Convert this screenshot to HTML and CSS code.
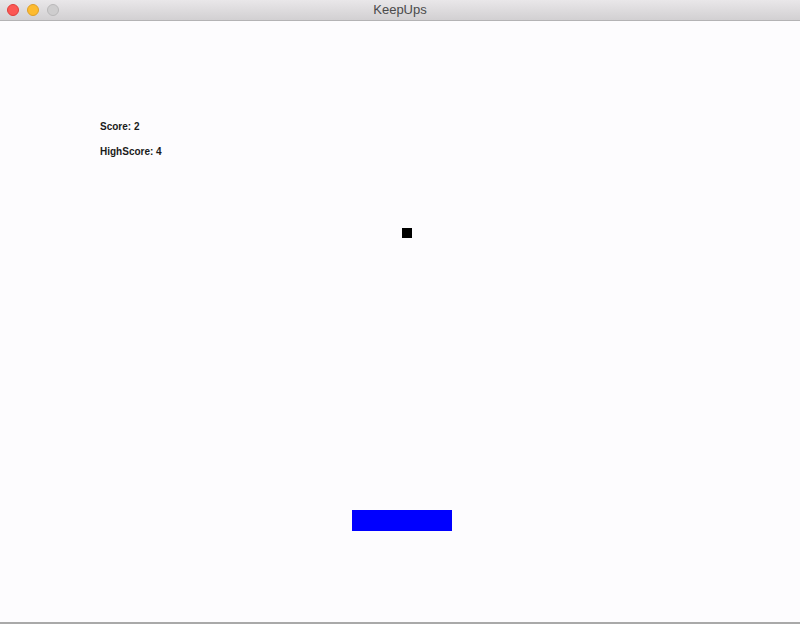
FILE: index.html
```html
<!DOCTYPE html>
<html>
<head>
<meta charset="utf-8">
<link rel="stylesheet" href="styles.css">
</head>
<body>
<div class="window">
  <div class="titlebar">
    <div class="lights">
      <span class="light red"></span>
      <span class="light yellow"></span>
      <span class="light gray"></span>
    </div>
    <div class="title">KeepUps</div>
  </div>
  <div class="canvas">
    <div class="hud">
      <div class="hud-line">Score: 2</div>
      <div class="hud-line">HighScore: 4</div>
    </div>
    <div class="ball"></div>
    <div class="paddle"></div>
  </div>
</div>
</body>
</html>
```
FILE: styles.css
```css
html, body {
  margin: 0;
  padding: 0;
  background: #fdfcfe;
}
.window {
  width: 800px;
  height: 624px;
  display: flex;
  flex-direction: column;
  overflow: hidden;
}
.titlebar {
  position: relative;
  height: 20px;
  border-bottom: 1px solid #b4b3b5;
  background: linear-gradient(to bottom, #e9e7e9, #d2d0d2);
  display: flex;
  align-items: center;
  justify-content: center;
  flex: none;
}
.lights {
  position: absolute;
  left: 7px;
  top: 4px;
  display: flex;
  gap: 8px;
}
.light {
  width: 12px;
  height: 12px;
  border-radius: 50%;
  box-sizing: border-box;
}
.red { background: #fc5753; border: 1px solid #df3e3a; }
.yellow { background: #fdbb2f; border: 1px solid #de9f27; }
.gray { background: #cecdce; border: 1px solid #b9b8b9; }
.title {
  font-family: "Helvetica Neue", "Liberation Sans", Arial, sans-serif;
  font-size: 13px;
  color: #4a4a4a;
  line-height: 20px;
}
.canvas {
  position: relative;
  height: 601px;
  background: #fdfcfe;
  border-bottom: 2px solid #a9a9a9;
  flex: none;
}
.hud {
  padding: 100px 0 0 100px;
  font-family: "Liberation Sans", Arial, sans-serif;
  font-weight: bold;
  font-size: 10px;
  line-height: 12px;
  color: #1a1a1a;
  display: flex;
  flex-direction: column;
  gap: 13px;
}
.ball {
  position: absolute;
  left: 402px;
  top: 207px;
  width: 10px;
  height: 10px;
  background: #000;
}
.paddle {
  position: absolute;
  left: 352px;
  top: 489px;
  width: 100px;
  height: 21px;
  background: #0000ff;
}
```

§ Stated task:
Copy the whole listing above word for word but do not carry over the pictures.

§ Response to this exercise:
Convert this screenshot to HTML and CSS code.
FILE: index.html
```html
<!DOCTYPE html>
<html>
<head>
<meta charset="utf-8">
<link rel="stylesheet" href="styles.css">
</head>
<body>
<div class="window">
  <div class="titlebar">
    <div class="lights">
      <span class="light red"></span>
      <span class="light yellow"></span>
      <span class="light gray"></span>
    </div>
    <div class="title">KeepUps</div>
  </div>
  <div class="canvas">
    <div class="hud">
      <div class="hud-line">Score: 2</div>
      <div class="hud-line">HighScore: 4</div>
    </div>
    <div class="ball"></div>
    <div class="paddle"></div>
  </div>
</div>
</body>
</html>
```
FILE: styles.css
```css
html, body {
  margin: 0;
  padding: 0;
  background: #fdfcfe;
}
.window {
  width: 800px;
  height: 624px;
  display: flex;
  flex-direction: column;
  overflow: hidden;
}
.titlebar {
  position: relative;
  height: 20px;
  border-bottom: 1px solid #b4b3b5;
  background: linear-gradient(to bottom, #e9e7e9, #d2d0d2);
  display: flex;
  align-items: center;
  justify-content: center;
  flex: none;
}
.lights {
  position: absolute;
  left: 7px;
  top: 4px;
  display: flex;
  gap: 8px;
}
.light {
  width: 12px;
  height: 12px;
  border-radius: 50%;
  box-sizing: border-box;
}
.red { background: #fc5753; border: 1px solid #df3e3a; }
.yellow { background: #fdbb2f; border: 1px solid #de9f27; }
.gray { background: #cecdce; border: 1px solid #b9b8b9; }
.title {
  font-family: "Helvetica Neue", "Liberation Sans", Arial, sans-serif;
  font-size: 13px;
  color: #4a4a4a;
  line-height: 20px;
}
.canvas {
  position: relative;
  height: 601px;
  background: #fdfcfe;
  border-bottom: 2px solid #a9a9a9;
  flex: none;
}
.hud {
  padding: 100px 0 0 100px;
  font-family: "Liberation Sans", Arial, sans-serif;
  font-weight: bold;
  font-size: 10px;
  line-height: 12px;
  color: #1a1a1a;
  display: flex;
  flex-direction: column;
  gap: 13px;
}
.ball {
  position: absolute;
  left: 402px;
  top: 207px;
  width: 10px;
  height: 10px;
  background: #000;
}
.paddle {
  position: absolute;
  left: 352px;
  top: 489px;
  width: 100px;
  height: 21px;
  background: #0000ff;
}
```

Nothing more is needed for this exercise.